◆ **Exercise data**:
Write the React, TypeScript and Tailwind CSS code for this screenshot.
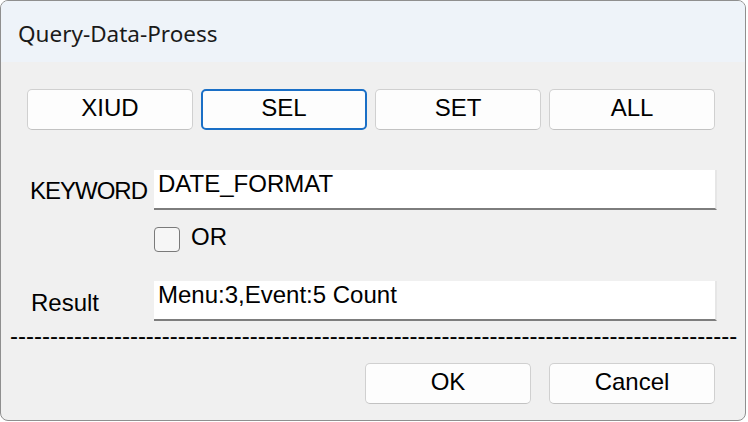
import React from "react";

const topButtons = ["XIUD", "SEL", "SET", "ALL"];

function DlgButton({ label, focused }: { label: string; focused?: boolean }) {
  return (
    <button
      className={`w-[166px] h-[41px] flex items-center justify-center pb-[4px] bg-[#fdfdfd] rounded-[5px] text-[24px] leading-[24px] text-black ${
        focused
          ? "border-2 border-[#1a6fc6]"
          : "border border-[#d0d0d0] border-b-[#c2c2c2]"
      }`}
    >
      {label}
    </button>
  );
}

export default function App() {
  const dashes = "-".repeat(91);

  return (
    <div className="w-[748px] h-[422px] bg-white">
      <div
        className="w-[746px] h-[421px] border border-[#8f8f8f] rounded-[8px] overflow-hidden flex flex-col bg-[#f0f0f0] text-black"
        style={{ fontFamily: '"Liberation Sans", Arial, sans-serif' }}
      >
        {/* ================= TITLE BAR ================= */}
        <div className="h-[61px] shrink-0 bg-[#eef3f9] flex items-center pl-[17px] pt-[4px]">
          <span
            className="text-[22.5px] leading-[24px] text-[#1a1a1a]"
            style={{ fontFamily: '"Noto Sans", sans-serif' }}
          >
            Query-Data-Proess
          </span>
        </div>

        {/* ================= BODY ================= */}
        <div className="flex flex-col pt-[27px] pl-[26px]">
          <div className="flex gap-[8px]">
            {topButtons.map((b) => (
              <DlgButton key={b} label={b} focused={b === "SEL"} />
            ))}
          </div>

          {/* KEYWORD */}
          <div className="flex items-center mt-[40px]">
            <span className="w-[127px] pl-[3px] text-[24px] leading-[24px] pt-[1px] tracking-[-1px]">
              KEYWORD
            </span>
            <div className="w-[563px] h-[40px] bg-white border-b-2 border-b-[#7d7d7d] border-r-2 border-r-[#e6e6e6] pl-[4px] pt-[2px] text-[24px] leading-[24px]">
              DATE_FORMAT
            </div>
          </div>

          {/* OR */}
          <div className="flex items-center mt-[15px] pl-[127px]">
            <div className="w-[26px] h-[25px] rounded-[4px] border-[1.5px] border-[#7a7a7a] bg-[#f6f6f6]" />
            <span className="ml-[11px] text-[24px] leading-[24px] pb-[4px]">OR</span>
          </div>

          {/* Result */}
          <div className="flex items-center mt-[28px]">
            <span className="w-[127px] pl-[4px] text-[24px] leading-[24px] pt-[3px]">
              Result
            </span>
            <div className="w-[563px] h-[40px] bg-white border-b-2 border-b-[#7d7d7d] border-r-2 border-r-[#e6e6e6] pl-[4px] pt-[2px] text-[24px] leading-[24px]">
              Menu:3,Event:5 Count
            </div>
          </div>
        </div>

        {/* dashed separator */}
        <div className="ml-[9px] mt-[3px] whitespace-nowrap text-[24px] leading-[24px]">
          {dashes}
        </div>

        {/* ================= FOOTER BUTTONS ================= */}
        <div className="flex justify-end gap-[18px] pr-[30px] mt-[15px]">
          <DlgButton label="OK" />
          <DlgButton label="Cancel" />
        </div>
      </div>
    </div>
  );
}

* * *

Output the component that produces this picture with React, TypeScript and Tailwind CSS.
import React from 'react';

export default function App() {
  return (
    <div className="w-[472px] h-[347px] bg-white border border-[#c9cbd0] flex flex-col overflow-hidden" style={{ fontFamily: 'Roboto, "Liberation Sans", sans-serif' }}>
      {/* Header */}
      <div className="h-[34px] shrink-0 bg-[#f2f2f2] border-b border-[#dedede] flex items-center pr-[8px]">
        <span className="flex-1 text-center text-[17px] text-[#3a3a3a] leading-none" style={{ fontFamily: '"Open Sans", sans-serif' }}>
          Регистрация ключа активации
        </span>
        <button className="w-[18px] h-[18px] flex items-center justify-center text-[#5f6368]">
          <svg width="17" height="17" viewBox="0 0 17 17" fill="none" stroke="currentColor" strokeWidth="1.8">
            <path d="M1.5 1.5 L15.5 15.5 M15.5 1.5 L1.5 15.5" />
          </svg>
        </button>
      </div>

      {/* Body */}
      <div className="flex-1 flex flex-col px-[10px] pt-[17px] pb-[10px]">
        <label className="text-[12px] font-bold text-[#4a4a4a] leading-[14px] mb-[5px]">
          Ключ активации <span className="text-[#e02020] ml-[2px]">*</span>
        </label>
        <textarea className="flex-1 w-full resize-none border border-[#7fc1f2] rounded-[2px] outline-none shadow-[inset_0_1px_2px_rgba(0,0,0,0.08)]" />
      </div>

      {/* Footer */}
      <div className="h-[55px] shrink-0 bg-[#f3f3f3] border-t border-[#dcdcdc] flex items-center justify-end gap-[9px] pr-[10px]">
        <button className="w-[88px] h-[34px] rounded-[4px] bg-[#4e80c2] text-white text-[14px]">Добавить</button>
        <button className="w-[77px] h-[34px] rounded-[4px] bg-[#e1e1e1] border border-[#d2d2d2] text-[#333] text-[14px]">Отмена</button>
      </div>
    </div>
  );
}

◆ **What is being asked**:
Go over the data above and copy every line that has the word "this" in it.

◆ **Exercise result**:
Write the React, TypeScript and Tailwind CSS code for this screenshot.
Output the component that produces this picture with React, TypeScript and Tailwind CSS.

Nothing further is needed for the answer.